◆ Your goal ◆
Copy out the listing that follows, exact in every word, and skip the images.

◆ Given data ◆
-- begin --

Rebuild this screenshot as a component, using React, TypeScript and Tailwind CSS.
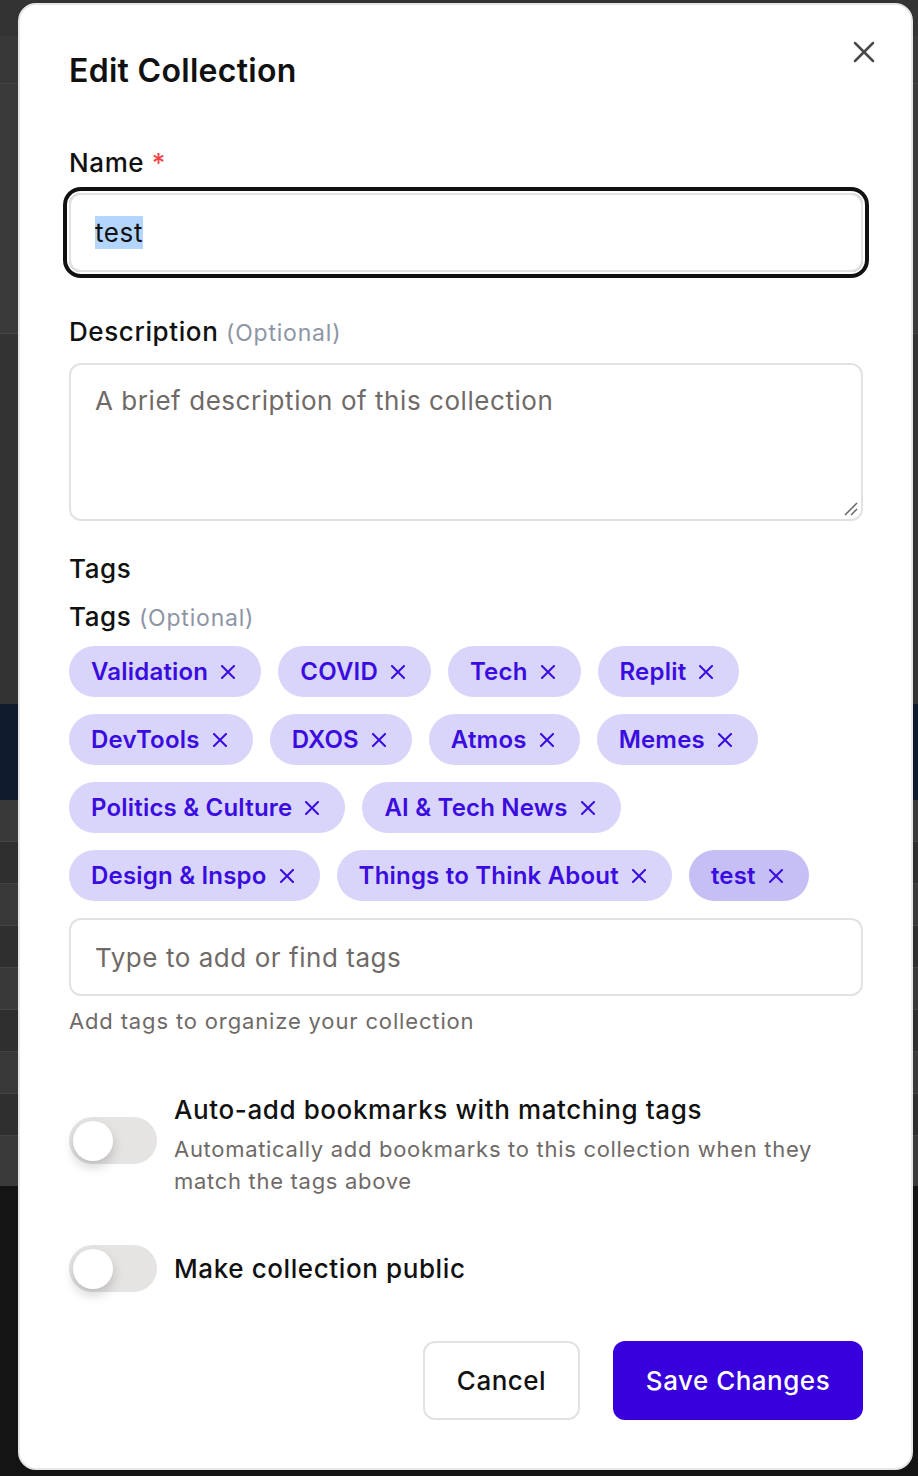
import { X } from 'lucide-react';

const tags = [
  'Validation',
  'COVID',
  'Tech',
  'Replit',
  'DevTools',
  'DXOS',
  'Atmos',
  'Memes',
  'Politics & Culture',
  'AI & Tech News',
  'Design & Inspo',
  'Things to Think About',
  'test',
];

function ChipX() {
  return (
    <svg width="14" height="14" viewBox="0 0 14 14" className="shrink-0">
      <path d="M1 1L13 13M13 1L1 13" stroke="currentColor" strokeWidth="2" strokeLinecap="square" />
    </svg>
  );
}

function Toggle() {
  return (
    <div className="w-[88px] h-[47px] rounded-full bg-[#e6e3e3] flex items-center px-[4px] shrink-0">
      <div className="w-[40px] h-[40px] rounded-full bg-white shadow-[0_6px_12px_rgba(0,0,0,0.18)]" />
    </div>
  );
}

export default function App() {
  return (
    <div className="relative w-[918px] h-[1476px] overflow-hidden bg-[#2c2c2c]" style={{ fontFamily: 'Inter, "Noto Sans", sans-serif' }}>
      {/* page behind the dialog */}
      <div className="flex flex-col h-full">
        <div className="h-[36px] bg-[#333]" />
        <div className="h-[48px] bg-[#383838] border-b border-[#444]" />
        <div className="h-[250px] bg-[#3a3a3a] border-b border-[#444]" />
        <div className="h-[370px] bg-[#333]" />
        <div className="h-[96px] bg-[#0f1b2c]" />
        {[0, 1, 2, 3, 4, 5, 6, 7].map((i) => (
          <div key={i} className={`h-[42px] border-b border-[#444] ${i % 2 ? 'bg-[#2f2f2f]' : 'bg-[#393939]'}`} />
        ))}
        <div className="h-[50px] bg-[#3a3a3a]" />
        <div className="flex-1 bg-[#141414]" />
      </div>

      {/* dialog */}
      <div className="absolute inset-0 pl-[18px] pr-[5px] pt-[3px] pb-[6px] flex">
        <div className="relative flex-1 bg-white rounded-[18px] border-2 border-[#e7e5e5] pl-[49px] pr-[48px] pt-[46px] pb-[48px] flex flex-col text-[#111]">
          <button className="absolute top-[29px] right-[29px] text-[#4a4a4a]">
            <X size={36} strokeWidth={1.7} />
          </button>

          <h1 className="text-[32px] leading-[40px] font-semibold tracking-[0.3px]">Edit Collection</h1>

          <label className="mt-[54px] text-[26px] leading-[36px] font-medium tracking-[0.6px]">
            Name <span className="text-[#ef4444]">*</span>
          </label>
          <div className="mt-[12px] h-[79px] rounded-[12px] border-2 border-[#e5e1e1] ring-4 ring-[#111] ring-offset-2 flex items-center pl-[24px]">
            <span className="text-[26px] leading-[33px] tracking-[0.6px] bg-[#b4d5fe]">test</span>
          </div>

          <label className="mt-[42px] text-[26px] leading-[36px] font-medium tracking-[0.6px]">
            Description <span className="text-[23px] font-normal text-[#8d95a5] tracking-[0.8px]">(Optional)</span>
          </label>
          <div className="relative mt-[12px] h-[158px] rounded-[12px] border-2 border-[#e5e1e1] pl-[24px] pt-[18px]">
            <span className="text-[26px] leading-[36px] text-[#6f6a68] tracking-[0.55px]">A brief description of this collection</span>
            <svg width="14" height="14" viewBox="0 0 14 14" className="absolute right-[3px] bottom-[3px] text-[#666]">
              <path d="M1 13L13 1M7 13L13 7" stroke="currentColor" strokeWidth="1.5" />
            </svg>
          </div>

          <div className="mt-[30px] text-[26px] leading-[36px] font-medium tracking-[0.6px]">Tags</div>
          <label className="mt-[12px] text-[26px] leading-[36px] font-medium tracking-[0.6px]">
            Tags <span className="text-[23px] font-normal text-[#8d95a5] tracking-[0.8px]">(Optional)</span>
          </label>

          <div className="mt-[10px] flex flex-wrap gap-[17px] w-[780px]">
            {tags.map((t) => (
              <div
                key={t}
                className={`h-[51px] rounded-full flex items-center gap-[13px] pl-[22px] pr-[26px] text-[24px] font-semibold tracking-[0.2px] text-[#3a0ce0] ${
                  t === 'test' ? 'bg-[#c5bff6]' : 'bg-[#d9d5fa]'
                }`}
              >
                <span>{t}</span>
                <ChipX />
              </div>
            ))}
          </div>

          <div className="mt-[17px] h-[78px] rounded-[12px] border-2 border-[#e5e1e1] flex items-center pl-[24px]">
            <span className="text-[26px] text-[#6f6a68] tracking-[0.55px]">Type to add or find tags</span>
          </div>
          <p className="mt-[10px] text-[22px] leading-[30px] text-[#6f6a68] tracking-[0.85px]">Add tags to organize your collection</p>

          <div className="mt-[56px] flex items-start gap-[17px]">
            <div className="mt-[25px]">
              <Toggle />
            </div>
            <div>
              <div className="text-[26px] leading-[36px] font-medium tracking-[0.6px]">Auto-add bookmarks with matching tags</div>
              <p className="mt-[5px] text-[22px] leading-[32px] text-[#6f6a68] tracking-[0.7px]">
                Automatically add bookmarks to this collection when they match the tags above
              </p>
            </div>
          </div>

          <div className="mt-[48px] flex items-center gap-[17px]">
            <Toggle />
            <span className="text-[26px] leading-[36px] font-medium tracking-[0.6px]">Make collection public</span>
          </div>

          <div className="mt-auto flex justify-end gap-[33px]">
            <button className="w-[157px] h-[79px] rounded-[12px] border-2 border-[#e5e1e1] bg-white text-[26px] font-medium tracking-[0.5px] text-[#111]">
              Cancel
            </button>
            <button className="w-[250px] h-[79px] rounded-[12px] bg-[#3800dc] text-[26px] font-medium tracking-[0.5px] text-white">
              Save Changes
            </button>
          </div>
        </div>
      </div>
    </div>
  );
}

-- end --

◆ Output ◆
Rebuild this screenshot as a component, using React, TypeScript and Tailwind CSS.
import { X } from 'lucide-react';

const tags = [
  'Validation',
  'COVID',
  'Tech',
  'Replit',
  'DevTools',
  'DXOS',
  'Atmos',
  'Memes',
  'Politics & Culture',
  'AI & Tech News',
  'Design & Inspo',
  'Things to Think About',
  'test',
];

function ChipX() {
  return (
    <svg width="14" height="14" viewBox="0 0 14 14" className="shrink-0">
      <path d="M1 1L13 13M13 1L1 13" stroke="currentColor" strokeWidth="2" strokeLinecap="square" />
    </svg>
  );
}

function Toggle() {
  return (
    <div className="w-[88px] h-[47px] rounded-full bg-[#e6e3e3] flex items-center px-[4px] shrink-0">
      <div className="w-[40px] h-[40px] rounded-full bg-white shadow-[0_6px_12px_rgba(0,0,0,0.18)]" />
    </div>
  );
}

export default function App() {
  return (
    <div className="relative w-[918px] h-[1476px] overflow-hidden bg-[#2c2c2c]" style={{ fontFamily: 'Inter, "Noto Sans", sans-serif' }}>
      {/* page behind the dialog */}
      <div className="flex flex-col h-full">
        <div className="h-[36px] bg-[#333]" />
        <div className="h-[48px] bg-[#383838] border-b border-[#444]" />
        <div className="h-[250px] bg-[#3a3a3a] border-b border-[#444]" />
        <div className="h-[370px] bg-[#333]" />
        <div className="h-[96px] bg-[#0f1b2c]" />
        {[0, 1, 2, 3, 4, 5, 6, 7].map((i) => (
          <div key={i} className={`h-[42px] border-b border-[#444] ${i % 2 ? 'bg-[#2f2f2f]' : 'bg-[#393939]'}`} />
        ))}
        <div className="h-[50px] bg-[#3a3a3a]" />
        <div className="flex-1 bg-[#141414]" />
      </div>

      {/* dialog */}
      <div className="absolute inset-0 pl-[18px] pr-[5px] pt-[3px] pb-[6px] flex">
        <div className="relative flex-1 bg-white rounded-[18px] border-2 border-[#e7e5e5] pl-[49px] pr-[48px] pt-[46px] pb-[48px] flex flex-col text-[#111]">
          <button className="absolute top-[29px] right-[29px] text-[#4a4a4a]">
            <X size={36} strokeWidth={1.7} />
          </button>

          <h1 className="text-[32px] leading-[40px] font-semibold tracking-[0.3px]">Edit Collection</h1>

          <label className="mt-[54px] text-[26px] leading-[36px] font-medium tracking-[0.6px]">
            Name <span className="text-[#ef4444]">*</span>
          </label>
          <div className="mt-[12px] h-[79px] rounded-[12px] border-2 border-[#e5e1e1] ring-4 ring-[#111] ring-offset-2 flex items-center pl-[24px]">
            <span className="text-[26px] leading-[33px] tracking-[0.6px] bg-[#b4d5fe]">test</span>
          </div>

          <label className="mt-[42px] text-[26px] leading-[36px] font-medium tracking-[0.6px]">
            Description <span className="text-[23px] font-normal text-[#8d95a5] tracking-[0.8px]">(Optional)</span>
          </label>
          <div className="relative mt-[12px] h-[158px] rounded-[12px] border-2 border-[#e5e1e1] pl-[24px] pt-[18px]">
            <span className="text-[26px] leading-[36px] text-[#6f6a68] tracking-[0.55px]">A brief description of this collection</span>
            <svg width="14" height="14" viewBox="0 0 14 14" className="absolute right-[3px] bottom-[3px] text-[#666]">
              <path d="M1 13L13 1M7 13L13 7" stroke="currentColor" strokeWidth="1.5" />
            </svg>
          </div>

          <div className="mt-[30px] text-[26px] leading-[36px] font-medium tracking-[0.6px]">Tags</div>
          <label className="mt-[12px] text-[26px] leading-[36px] font-medium tracking-[0.6px]">
            Tags <span className="text-[23px] font-normal text-[#8d95a5] tracking-[0.8px]">(Optional)</span>
          </label>

          <div className="mt-[10px] flex flex-wrap gap-[17px] w-[780px]">
            {tags.map((t) => (
              <div
                key={t}
                className={`h-[51px] rounded-full flex items-center gap-[13px] pl-[22px] pr-[26px] text-[24px] font-semibold tracking-[0.2px] text-[#3a0ce0] ${
                  t === 'test' ? 'bg-[#c5bff6]' : 'bg-[#d9d5fa]'
                }`}
              >
                <span>{t}</span>
                <ChipX />
              </div>
            ))}
          </div>

          <div className="mt-[17px] h-[78px] rounded-[12px] border-2 border-[#e5e1e1] flex items-center pl-[24px]">
            <span className="text-[26px] text-[#6f6a68] tracking-[0.55px]">Type to add or find tags</span>
          </div>
          <p className="mt-[10px] text-[22px] leading-[30px] text-[#6f6a68] tracking-[0.85px]">Add tags to organize your collection</p>

          <div className="mt-[56px] flex items-start gap-[17px]">
            <div className="mt-[25px]">
              <Toggle />
            </div>
            <div>
              <div className="text-[26px] leading-[36px] font-medium tracking-[0.6px]">Auto-add bookmarks with matching tags</div>
              <p className="mt-[5px] text-[22px] leading-[32px] text-[#6f6a68] tracking-[0.7px]">
                Automatically add bookmarks to this collection when they match the tags above
              </p>
            </div>
          </div>

          <div className="mt-[48px] flex items-center gap-[17px]">
            <Toggle />
            <span className="text-[26px] leading-[36px] font-medium tracking-[0.6px]">Make collection public</span>
          </div>

          <div className="mt-auto flex justify-end gap-[33px]">
            <button className="w-[157px] h-[79px] rounded-[12px] border-2 border-[#e5e1e1] bg-white text-[26px] font-medium tracking-[0.5px] text-[#111]">
              Cancel
            </button>
            <button className="w-[250px] h-[79px] rounded-[12px] bg-[#3800dc] text-[26px] font-medium tracking-[0.5px] text-white">
              Save Changes
            </button>
          </div>
        </div>
      </div>
    </div>
  );
}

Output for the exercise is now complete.